Sheila White Guevin Photographer | Click, click, click goes the shutter

Click, click, click goes the shutter

February 07, 2015  •  Leave a Comment



Part two – Shutter Speed


What is shutter speed?

It is merely how fast the shutter opens and closes.

The faster the shutter, the smaller the amount of light that hits the sensor.

The slower the shutter, the larger the amount of light that hits the sensor.

Fast shutters stop action.

Slow shutters are great for night photos or to intentionally blur the motion.

Shutter speed is in fractions so 1/200 is much faster than 1/15. After the fractions go away, it moves to actual seconds. 1 is open for 1 second. 3 is open for 3 seconds.

There are some photos where the photographer is looking to artistically use the motion blur you get with a slow shutter, but when the effects are not desirable, we can stabilize the body of the camera by placing it on a tri-pod.

Lenses also can have built in stabilizers to assist in reducing blur for hand held shots. However, the stabilizers are only effective if the camera is reasonably steady, so they become ineffective at longer shutter speeds and a tripod or stabilizing the body of the camera becomes essential.

In the last blog we learned that the lower the ISO (100) the brighter the light needs to be or the more light we need.

The higher the ISO (52,600) the less light we need.

Apply this to a dimly lit situation such as lighting a few candles in a large room. If we set the ISO to 100 we will need to use a very slow shutter speed to allow sufficient light to register on the sensor. If we set the ISO to 52,600 we will can use a faster shutter speed to get the same results.

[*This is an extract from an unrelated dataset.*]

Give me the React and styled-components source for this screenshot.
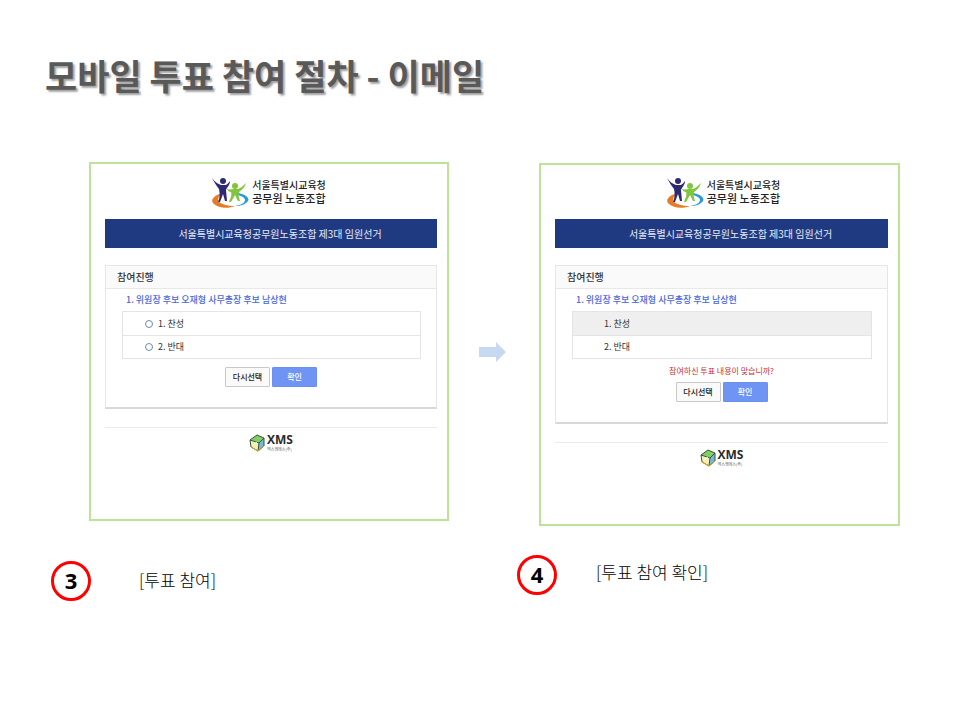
import React from "react";
import styled, { createGlobalStyle } from "styled-components";

const GlobalStyle = createGlobalStyle`
  * { box-sizing: border-box; }
  body {
    margin: 0;
    background: #fff;
    color: #000;
    font-family: "Noto Sans CJK KR", "Liberation Sans", sans-serif;
  }
`;

const Page = styled.main`
  padding: 51px 60px 40px 51px;
`;

const Title = styled.h1`
  margin: 0 0 63px -6px;
  color: #595959;
  font-size: 35px;
  line-height: 48px;
  font-weight: 700;
  text-shadow: 2px 2px 2px #a0a0a0;
`;

const Steps = styled.div`
  display: grid;
  grid-template-columns: minmax(0, 398fr) 68px minmax(0, 383fr);
  align-items: start;
`;

const Step = styled.section`
  padding-top: ${(p) => p.$top}px;
`;

const Screen = styled.div`
  margin-left: ${(p) => p.$indent}px;
  padding: ${(p) => p.$top}px 10px ${(p) => p.$bottom}px 14px;
  border: 2px solid #bde398;
`;

const UnionLogo = styled.div`
  display: flex;
  justify-content: center;
  gap: 3px;
  height: 31px;
  padding-left: ${(p) => p.$start}px;
  padding-right: ${(p) => p.$end}px;
  margin-bottom: 11px;
`;

const UnionName = styled.div`
  padding-top: 1px;
  color: #222;
  font-weight: 500;
  font-size: 10px;
  line-height: 14px;
`;

const UnionNameMain = styled.div`
  font-size: 11px;
  line-height: 13px;
`;

const Banner = styled.h2`
  margin: 0 0 17px;
  padding-left: 18px;
  background: #203a82;
  color: #e8ecf6;
  text-align: center;
  font-size: 10px;
  line-height: 29px;
  font-weight: 400;
`;

const Panel = styled.form`
  border: 1px solid #e6e6e6;
  border-bottom: 2px solid #d8d8d8;
  padding-bottom: 20px;
`;

const PanelHeader = styled.h3`
  margin: 0;
  padding-left: 11px;
  border-bottom: 1px solid #e8e8e8;
  background: #fafafa;
  color: #333;
  font-size: 10px;
  line-height: 22px;
  font-weight: 500;
`;

const Question = styled.p`
  margin: 0;
  padding-left: 20px;
  color: #4669d8;
  font-size: 9px;
  line-height: 22px;
  font-weight: 500;
`;

const Options = styled.div`
  margin: 0 15px 0 16px;
  border: 1px solid #e4e4e4;
`;

const Option = styled.label`
  display: flex;
  align-items: center;
  gap: 5px;
  height: 23px;
  padding-left: ${(p) => (p.$plain ? 31 : 22)}px;
  background: ${(p) => (p.$chosen ? "#efefef" : "#fff")};
  color: #333;
  font-size: 9px;
  line-height: 20px;
  & + & {
    border-top: 1px solid #e4e4e4;
  }
`;

const Radio = styled.input`
  appearance: none;
  width: 8px;
  height: 8px;
  margin: 0;
  border: 1px solid #6f8ba3;
  border-radius: 50%;
  background: #fff;
  &:checked {
    background: #4669d8;
  }
`;

const Confirm = styled.p`
  margin: 0;
  color: #c8323a;
  text-align: center;
  font-size: 8px;
  line-height: 23px;
`;

const Actions = styled.div`
  display: flex;
  justify-content: center;
  gap: 2px;
  padding-top: ${(p) => p.$top}px;
`;

const Button = styled.button`
  width: 45px;
  height: 20px;
  padding: 0;
  border: 1px solid ${(p) => (p.$primary ? "#6b90f0" : "#c8c8c8")};
  border-radius: 1px;
  background: ${(p) => (p.$primary ? "#6f94f4" : "#fafafa")};
  color: ${(p) => (p.$primary ? "#fff" : "#222")};
  font-family: inherit;
  font-size: 8px;
  line-height: 16px;
  font-weight: 500;
`;

const Footer = styled.footer`
  display: flex;
  justify-content: center;
  gap: 2px;
  margin-top: 18px;
  padding-top: 6px;
  border-top: 1px solid #ebebeb;
`;

const VendorName = styled.div`
  color: #2c2c2c;
  font-family: "Open Sans", sans-serif;
  font-size: 12px;
  line-height: 12px;
  font-weight: 700;
`;

const VendorSub = styled.div`
  color: #666;
  font-family: "Noto Sans CJK KR", sans-serif;
  font-size: 4px;
  line-height: 6px;
  font-weight: 400;
`;

const ArrowSlot = styled.div`
  padding: 180px 0 0 30px;
  line-height: 0;
`;

const Caption = styled.div`
  display: flex;
  gap: ${(p) => p.$gap}px;
  padding-top: ${(p) => p.$top}px;
`;

const StepNumber = styled.span`
  width: 40px;
  height: 40px;
  border: 3px solid #fe0000;
  border-radius: 50%;
  text-align: center;
  font-family: "Open Sans", sans-serif;
  font-size: 22px;
  line-height: 33px;
  font-weight: 700;
`;

const StepLabel = styled.span`
  font-size: 17px;
  line-height: ${(p) => p.$line}px;
  font-weight: 300;
`;

function UnionMark() {
  return (
    <svg width="37" height="31" viewBox="0 0 37 31" aria-hidden="true">
      <path d="M8 17C1 19-2 24 2 27c4 4 14 5 21 2-7 0-16-2-17-6 0-2 1-4 3-5z" fill="#e87b25" />
      <path d="M26 16c7 1 12 5 10 8-2 3-7 5-13 5 6-1 10-3 10-6 0-2-3-4-7-5z" fill="#2b9bd6" />
      <path d="M0 1c3 4 6 6 9 7h5c2-1 3-3 4-4 0 4-3 6-4 9l1 11h-2l-2-7-3 8H6c2-5 2-8 1-13C4 8 2 5 0 1z" fill="#2c2a72" />
      <circle cx="11" cy="4" r="3" fill="#2c2a72" />
      <path d="M15 12c3 1 5 0 7 0h4c3-1 5-3 8-6-1 4-4 7-7 9-1 3 0 6 1 9h-2l-3-6-4 7h-2c2-5 3-7 2-10-2 0-3-1-4-3z" fill="#7fc63c" />
      <circle cx="23" cy="9" r="3" fill="#7fc63c" />
    </svg>
  );
}

function VendorMark() {
  return (
    <svg width="16" height="18" viewBox="0 0 16 18" aria-hidden="true">
      <path d="M1 6l7-5 7 3-5 5z" fill="#7fd060" />
      <path d="M1 6l9 3-1 8-7-4z" fill="#f7efb0" />
      <path d="M10 9l5-5v8l-6 5z" fill="#76b9dc" />
      <path d="M1 6l7-5 7 3v8l-6 5-7-4zM1 6l9 3 5-5M10 9l-1 8" fill="none" stroke="#3a5340" strokeWidth="1" />
      <path d="M2 13l7 4 6-5" fill="none" stroke="#d9a72c" strokeWidth="1" />
      <path d="M4 11l4-3" stroke="#fff" strokeWidth="1" />
    </svg>
  );
}

function Ballot({ indent, top, bottom, logoStart = 0, logoEnd = 0, review = false }) {
  const group = review ? "review" : "vote";
  return (
    <Screen $indent={indent} $top={top} $bottom={bottom}>
      <UnionLogo $start={logoStart} $end={logoEnd}>
        <UnionMark />
        <UnionName>
          서울특별시교육청
          <UnionNameMain>공무원 노동조합</UnionNameMain>
        </UnionName>
      </UnionLogo>
      <Banner>서울특별시교육청공무원노동조합 제3대 임원선거</Banner>
      <Panel onSubmit={(e) => e.preventDefault()}>
        <PanelHeader>참여진행</PanelHeader>
        <Question>1. 위원장 후보 오재형 사무총장 후보 남상현</Question>
        <Options>
          {["1. 찬성", "2. 반대"].map((text, i) => (
            <Option key={text} as={review ? "div" : "label"} $plain={review} $chosen={review && i === 0}>
              {!review && <Radio type="radio" name={group} value={i + 1} />}
              {text}
            </Option>
          ))}
        </Options>
        {review && <Confirm>참여하신 투표 내용이 맞습니까?</Confirm>}
        <Actions $top={review ? 0 : 8}>
          <Button type="reset">다시선택</Button>
          <Button type="submit" $primary>확인</Button>
        </Actions>
      </Panel>
      <Footer>
        <VendorMark />
        <VendorName>
          XMS
          <VendorSub>엑스엠에스(주)</VendorSub>
        </VendorName>
      </Footer>
    </Screen>
  );
}

export default function App() {
  return (
    <>
      <GlobalStyle />
      <Page>
        <Title>모바일 투표 참여 절차 - 이메일</Title>
        <Steps>
          <Step $top={0}>
            <Ballot indent={38} top={13} bottom={67} logoEnd={4} />
            <Caption $top={40} $gap={48}>
              <StepNumber>3</StepNumber>
              <StepLabel $line={38}>[투표 참여]</StepLabel>
            </Caption>
          </Step>
          <ArrowSlot>
            <svg width="27" height="20" viewBox="0 0 27 20" aria-hidden="true">
              <path d="M0 5h17V0l10 10-10 10v-5H0z" fill="#c6d9f1" />
            </svg>
          </ArrowSlot>
          <Step $top={1}>
            <Ballot indent={22} top={12} bottom={57} logoStart={4} review />
            <Caption $top={29} $gap={39}>
              <StepNumber>4</StepNumber>
              <StepLabel $line={34}>[투표 참여 확인]</StepLabel>
            </Caption>
          </Step>
        </Steps>
      </Page>
    </>
  );
}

Beyond the technical, there are many artistic reasons to choose a fast or slow shutter speed.

To stop the motion of a speeding car, you need a very fast shutter. 

To stop the motion of just one moving object, you might decide on a method called “panning”. With panning, use a slightly slower shutter, say 1/30 of a second, then “pan” or follow the moving object at the speed in which it is moving while taking your photo. This gives the appearance of the object being still in frame while giving a sense of motion to rest of the photo or anything not moving at an equal speed.  You can try a panning shot on moving cars, runners, bicycles, etc. It takes some practice but gives you a very interesting photograph. Today’s blog photo features a taxi cab using the panning method.

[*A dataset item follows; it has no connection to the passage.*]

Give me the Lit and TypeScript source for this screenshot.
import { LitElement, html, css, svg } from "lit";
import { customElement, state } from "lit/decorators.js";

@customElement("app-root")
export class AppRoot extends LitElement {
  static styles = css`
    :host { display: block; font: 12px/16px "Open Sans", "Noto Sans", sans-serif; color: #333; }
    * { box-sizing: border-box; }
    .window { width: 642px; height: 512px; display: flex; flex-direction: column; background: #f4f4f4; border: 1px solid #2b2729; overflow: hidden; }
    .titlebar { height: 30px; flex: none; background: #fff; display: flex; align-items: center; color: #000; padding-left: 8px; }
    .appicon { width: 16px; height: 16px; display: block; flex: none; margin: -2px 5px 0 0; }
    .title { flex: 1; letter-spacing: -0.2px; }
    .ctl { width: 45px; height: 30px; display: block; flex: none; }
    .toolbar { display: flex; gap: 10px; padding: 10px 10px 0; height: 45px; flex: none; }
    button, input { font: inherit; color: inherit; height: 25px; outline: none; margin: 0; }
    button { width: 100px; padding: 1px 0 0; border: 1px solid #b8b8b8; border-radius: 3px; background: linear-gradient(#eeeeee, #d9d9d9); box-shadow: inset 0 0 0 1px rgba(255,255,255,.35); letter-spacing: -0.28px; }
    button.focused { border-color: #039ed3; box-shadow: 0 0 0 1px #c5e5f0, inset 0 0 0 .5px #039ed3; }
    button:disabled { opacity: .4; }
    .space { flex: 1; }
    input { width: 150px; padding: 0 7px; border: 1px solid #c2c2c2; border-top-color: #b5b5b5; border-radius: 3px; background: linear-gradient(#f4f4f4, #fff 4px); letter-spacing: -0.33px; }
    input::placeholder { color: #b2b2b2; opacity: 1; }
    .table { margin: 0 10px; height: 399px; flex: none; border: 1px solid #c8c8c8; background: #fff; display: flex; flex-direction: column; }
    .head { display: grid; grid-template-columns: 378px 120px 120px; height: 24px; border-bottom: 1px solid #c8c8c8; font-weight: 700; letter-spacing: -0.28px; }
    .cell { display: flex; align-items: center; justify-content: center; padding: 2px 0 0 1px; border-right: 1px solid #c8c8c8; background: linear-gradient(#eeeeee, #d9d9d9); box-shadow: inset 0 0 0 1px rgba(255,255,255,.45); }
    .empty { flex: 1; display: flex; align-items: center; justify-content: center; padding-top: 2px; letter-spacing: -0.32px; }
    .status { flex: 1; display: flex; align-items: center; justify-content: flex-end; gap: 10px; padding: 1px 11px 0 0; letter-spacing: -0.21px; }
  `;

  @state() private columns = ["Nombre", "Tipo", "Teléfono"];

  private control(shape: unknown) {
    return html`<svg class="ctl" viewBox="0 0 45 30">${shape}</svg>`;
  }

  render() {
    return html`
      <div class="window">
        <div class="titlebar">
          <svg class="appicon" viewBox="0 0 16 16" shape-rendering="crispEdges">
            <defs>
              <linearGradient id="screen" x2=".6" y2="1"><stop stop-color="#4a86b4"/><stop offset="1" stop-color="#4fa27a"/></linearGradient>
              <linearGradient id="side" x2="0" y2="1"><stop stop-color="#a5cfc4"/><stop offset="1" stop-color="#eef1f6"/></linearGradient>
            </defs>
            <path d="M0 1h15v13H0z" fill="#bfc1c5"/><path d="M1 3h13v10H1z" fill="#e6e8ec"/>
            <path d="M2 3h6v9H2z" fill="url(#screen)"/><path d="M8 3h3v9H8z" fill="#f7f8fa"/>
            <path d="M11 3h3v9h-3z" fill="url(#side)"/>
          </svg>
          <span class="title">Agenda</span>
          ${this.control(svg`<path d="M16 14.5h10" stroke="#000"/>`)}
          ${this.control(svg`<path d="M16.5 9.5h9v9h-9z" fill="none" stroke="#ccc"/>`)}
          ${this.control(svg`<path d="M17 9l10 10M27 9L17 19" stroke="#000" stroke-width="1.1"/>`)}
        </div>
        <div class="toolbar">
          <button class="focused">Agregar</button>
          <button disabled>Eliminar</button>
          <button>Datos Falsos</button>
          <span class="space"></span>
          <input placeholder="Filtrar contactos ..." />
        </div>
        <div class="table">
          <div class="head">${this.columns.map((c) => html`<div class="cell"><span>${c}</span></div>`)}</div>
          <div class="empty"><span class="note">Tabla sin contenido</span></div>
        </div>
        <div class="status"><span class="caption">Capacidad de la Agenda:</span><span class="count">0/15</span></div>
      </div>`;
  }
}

You can select a longer shutter speed to get the creamy effect with waterfalls or a glass-like effect on moving water. Please note that doing this under most lighting conditions will require adding a “neutral density” filter to your lens. Opening a shutter for a second under most daylight conditions would over expose the photo leaving you a very white photograph with little to no detail.

I love night photography, so the slow shutter and a tri-pod are two of my favorite tools. I need the camera sensor to be exposed long enough to see the night lights, the way I see the night lights. My camera sensor is so amazingly sensitive, that it sees color at very low lights significantly better than I see it.

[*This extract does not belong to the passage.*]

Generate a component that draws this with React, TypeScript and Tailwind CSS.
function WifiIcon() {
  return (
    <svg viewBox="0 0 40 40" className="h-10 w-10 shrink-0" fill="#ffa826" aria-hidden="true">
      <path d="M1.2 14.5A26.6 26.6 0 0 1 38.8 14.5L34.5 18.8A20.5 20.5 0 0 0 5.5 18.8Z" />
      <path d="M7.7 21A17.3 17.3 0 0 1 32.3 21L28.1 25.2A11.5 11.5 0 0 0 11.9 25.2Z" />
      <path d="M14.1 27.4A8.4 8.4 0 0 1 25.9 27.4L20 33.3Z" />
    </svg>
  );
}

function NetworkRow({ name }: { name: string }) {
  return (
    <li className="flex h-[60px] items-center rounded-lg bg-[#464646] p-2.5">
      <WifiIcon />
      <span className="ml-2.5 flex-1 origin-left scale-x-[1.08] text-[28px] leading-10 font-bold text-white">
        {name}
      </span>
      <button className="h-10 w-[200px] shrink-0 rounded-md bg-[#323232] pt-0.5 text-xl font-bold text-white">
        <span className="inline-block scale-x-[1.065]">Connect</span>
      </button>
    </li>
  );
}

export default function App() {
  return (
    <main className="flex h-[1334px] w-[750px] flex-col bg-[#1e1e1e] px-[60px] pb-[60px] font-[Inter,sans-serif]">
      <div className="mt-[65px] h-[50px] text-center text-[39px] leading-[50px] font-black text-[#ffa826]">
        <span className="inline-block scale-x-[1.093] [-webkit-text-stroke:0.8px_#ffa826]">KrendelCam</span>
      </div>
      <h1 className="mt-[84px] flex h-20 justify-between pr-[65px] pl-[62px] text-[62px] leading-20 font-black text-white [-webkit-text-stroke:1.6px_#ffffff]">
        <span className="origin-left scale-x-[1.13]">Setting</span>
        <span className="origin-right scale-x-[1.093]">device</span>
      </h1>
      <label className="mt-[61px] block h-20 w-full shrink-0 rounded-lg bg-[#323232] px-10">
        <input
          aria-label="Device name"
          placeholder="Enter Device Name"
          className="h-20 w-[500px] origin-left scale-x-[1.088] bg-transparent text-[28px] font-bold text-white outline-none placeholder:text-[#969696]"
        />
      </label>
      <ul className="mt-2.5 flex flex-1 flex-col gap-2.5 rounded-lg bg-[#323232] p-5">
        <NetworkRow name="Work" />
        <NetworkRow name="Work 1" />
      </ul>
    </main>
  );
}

Add people, a flash and a long shutter speed in front of a night lit city and you get wonderfully lit subjects in the front of the photo with night lights coming through behind them. This is especially fun at Christmas.

As you master your camera, you will find the shutter speed plays a huge roll in your artistic choices. We will have many future assignments that call for controlling the shutter as we learn to master the camera, but for today’s assignments, we are going to try just two simple shutter speed techniques that won’t require you purchase any additional equipment.


Assignment for shutter speed:

To change just the shutter speed and let the camera choose the other settings, pick the “Tv” button on your camera. Tv stands for “time value”.


1.    Set a fast shutter speed and stop the motion of a moving object like a car or a running dog. You should start a 1/200th and then experiment with changing it to faster or slower till you stop the motion and maintained a sharp focus.


2.    To play with a slow shutter, you can try a version of light painting. After dark, set a slow shutter for 1 second. Have an assistant use a flash light to write words or patterns while facing the camera. Any flash light will do for this shutter speed experiment. This can be done inside any room in the house with no lights on. You will need to focus the camera first, then set it to manual before turning the lights off. As you gain confidence, slow down the shutter from 1 to 3 seconds or longer.